Mostly video streaming, although that's all quickly moving to TCP  
these days. A common packet size here is 1450 bytes but I think  
that's excluding 28 bytes IPv4 + UDP so the packets are really 1478  
bytes.

I also remember seeing fragmented TCP traffic coming from DSL users.  
Obviously some link didn't do 1500 bytes in the middle but rather  
than use PMTUD the devices involved fragmented. I think DF wasn't set  
in this case, but it could have been cleared by a router or other box  
somewhere along the way. (I once implemented that myself when I got  
dial-up service delivered over a tunnel that only supported a 576- 
byte MTU.)

> Perhaps, in an optimistic scenario, recognising that some packets
> are to be encapsulated by ITRs, an ISP network could set up its
> DHCP system or whatever it is which gives DSL modems their
> parameters, to reduce the MTU and MSS settings sufficiently that
> the ITR-applied encapsulation still results in packets which will
> not be fragmented in most transit and border routers.

There are several MTU-related DHCP options but I'm not sure how  
widely they are supported. Note by the way that ATM which is used for  
both ADSL and DOCSIS (cable) supports MTUs much larger than 1500 bytes.

By the way, I'm currently working on this:

http://www.ietf.org/internet-drafts/draft-van-beijnum-multi-mtu-01.txt

It doesn't directly address this issue but it allows for systems with  
different MTUs to coexist on the same subnet so it becomes a lot  
easier to deploy jumboframes.

> This really needs to be done for all hosts in all networks - not
> just hosts in networks which have been upgraded with ITRs and ETRs
> etc.

Oh joy.

Doing path MTU discovery is probably easier, and note that if one  
host in a TCP session has a reduced MTU, it will let the other know  
during the three-way handshake so the unencumbered host won't send  
packets that are too large.

> Even if the host had its own ITFH
> (Ingress Tunnel Function in Host) function, I don't see how the
> operating system could tell application programs that there is one
> MTU and MSS setting for packets going to some addresses and
> another setting for packets going to other addresses.

Not a problem, path MTU discovery already does this today.

However, I see issues with hosts doing their own en/decapsulation:  
that way, the locators are exposed to hosts and they are at risk for  
becoming just as unrenumberable as IP addresses today.

The only way to make sure that you can renumber easily is if there  
are no firewall rules looking at locators.

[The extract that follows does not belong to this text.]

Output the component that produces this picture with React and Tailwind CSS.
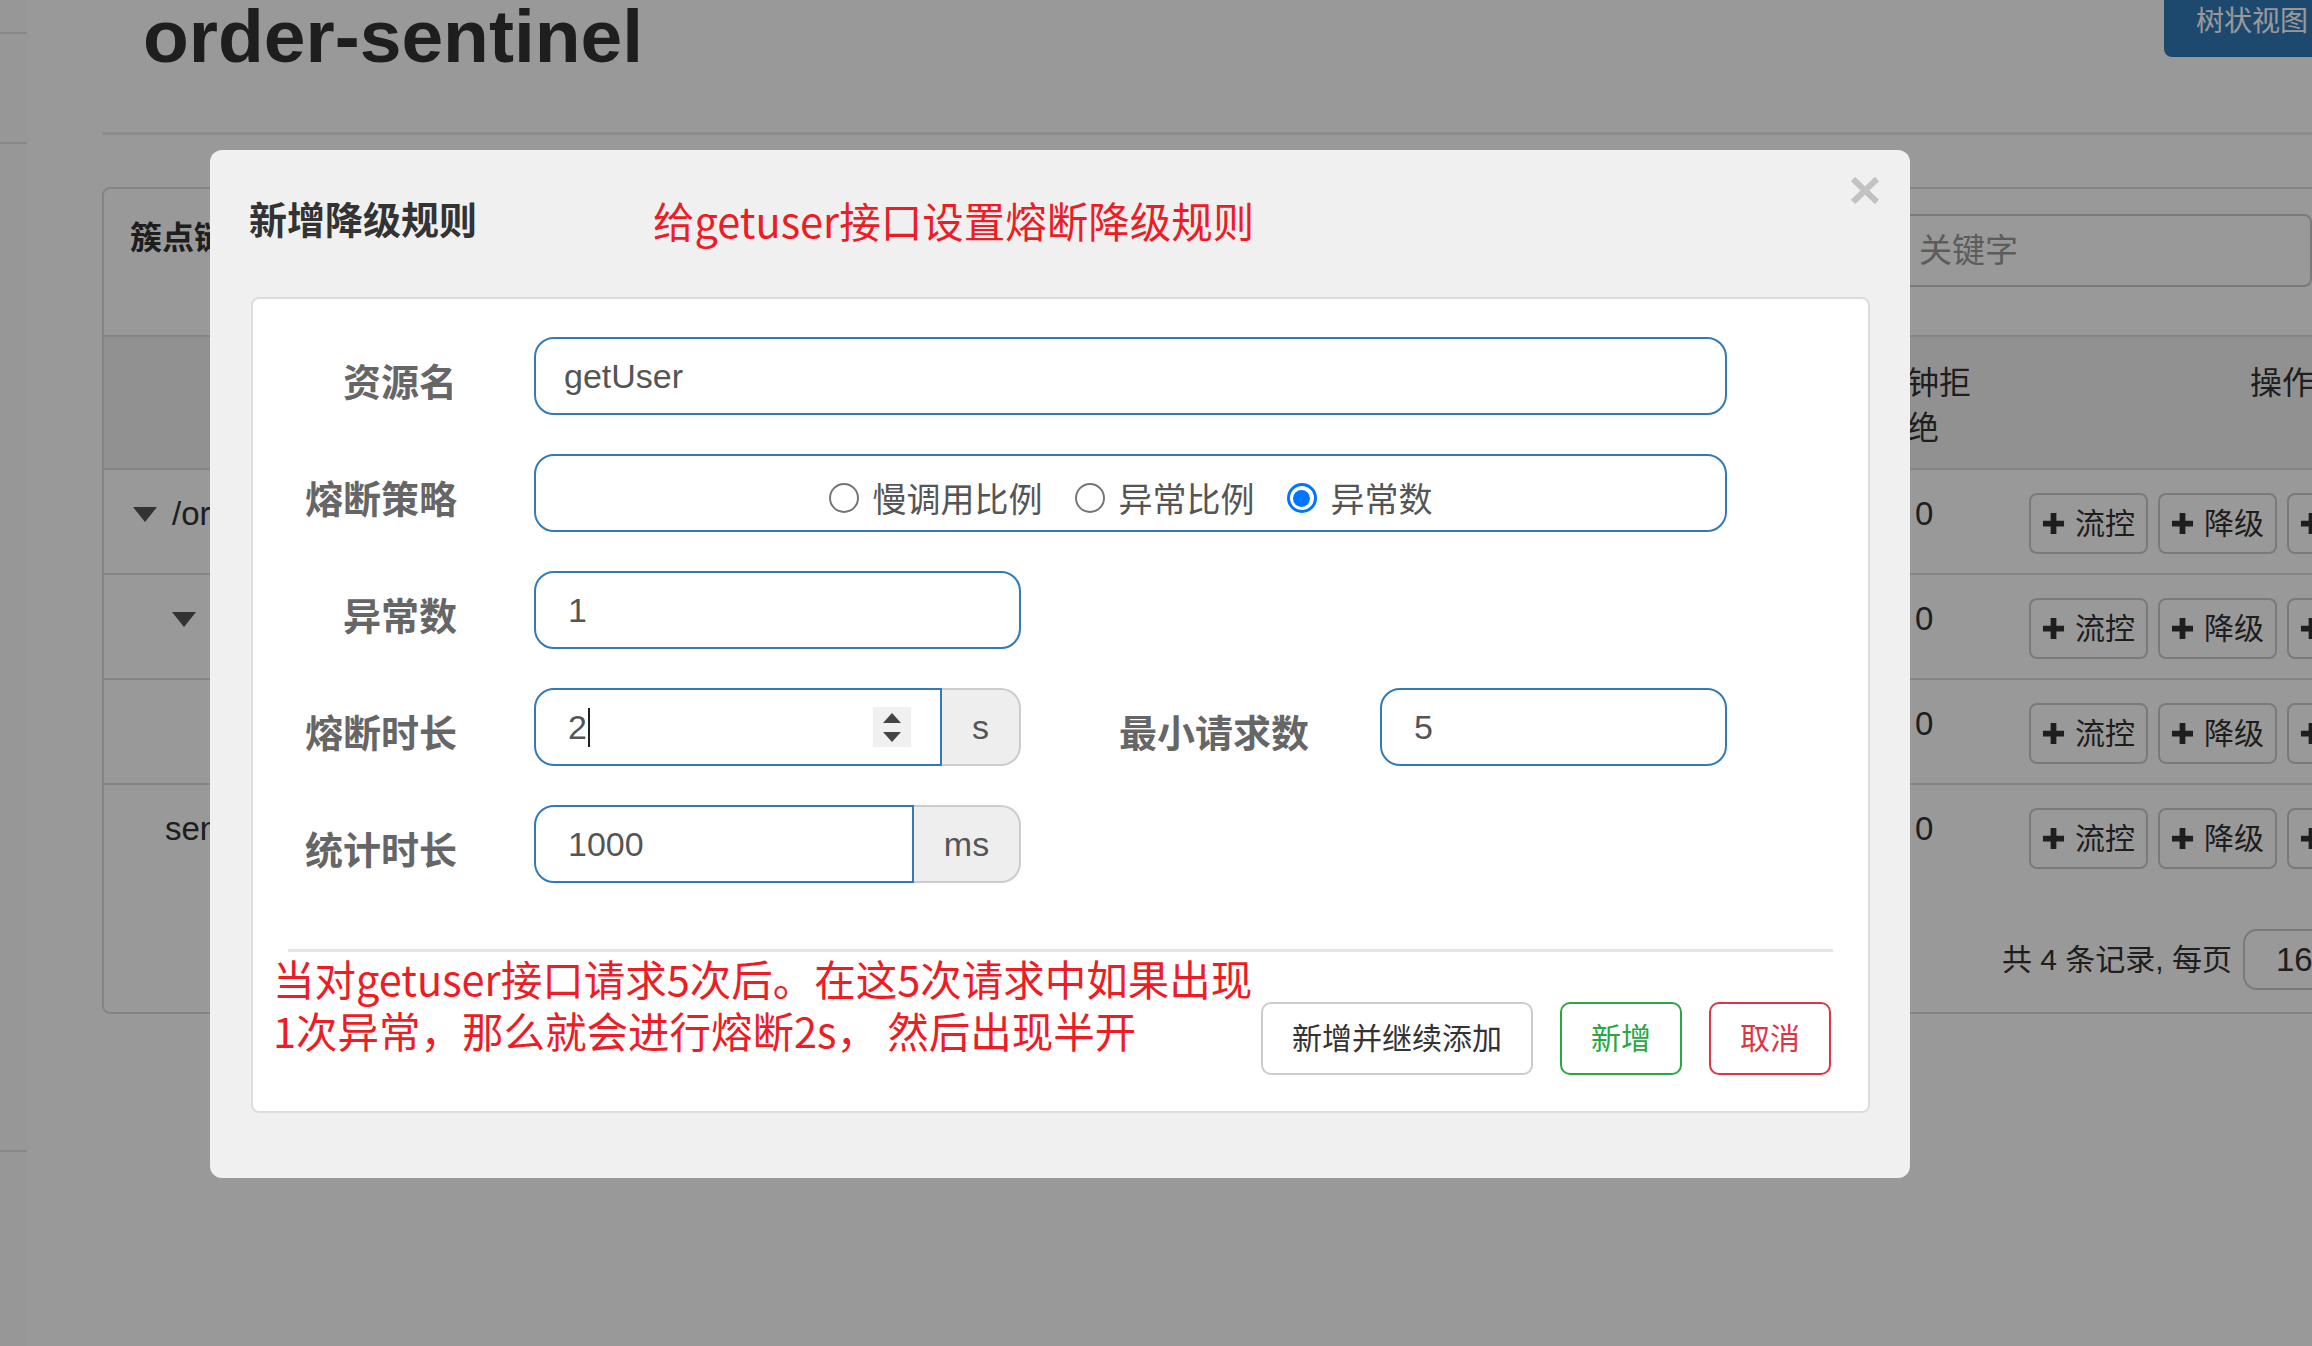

And the only way that will  
happen is if the relationship between location and identity is strong  
enough that spoofing it is not a viable attack vector. Concretely:  
today the routing system is unspoofable enough that people filter on  
IP addresses. The routing system is run by service providers who  
generally aren't in the business of attacking people. But if a  
locator mapping system is also open to end-users, it may be possible  
for attacks to use this path and people won't be happy to filter on  
just identifiers, just like they aren't happy to filter on just DNS  
names today. So either the ISPs must run it or there must be a heavy  
layer of magic security dust.

> UDP encapsulation, as used by LISP and I think eFIT-APT, involves
> 20 bytes for the IP header, 8 bytes for the UDP header and some
> number of bytes, such as 4, for extra stuff

What exactly was the reason for UDP encapsulation again? I think Dino  
said something about load balancing and firewalling. I'm not buying  
that: you can load balance on the destination IP address and anyone  
running firewalls in the middle of the routing system is best served  
with a single deny any any rule.

> This is where IPv6's long addresses and headers become really
> ugly. There would be 40 bytes for IP-in-IP and 52 for basic UDP
> encapsulation.

We really need bigger packets to offset the ever-increasing overhead.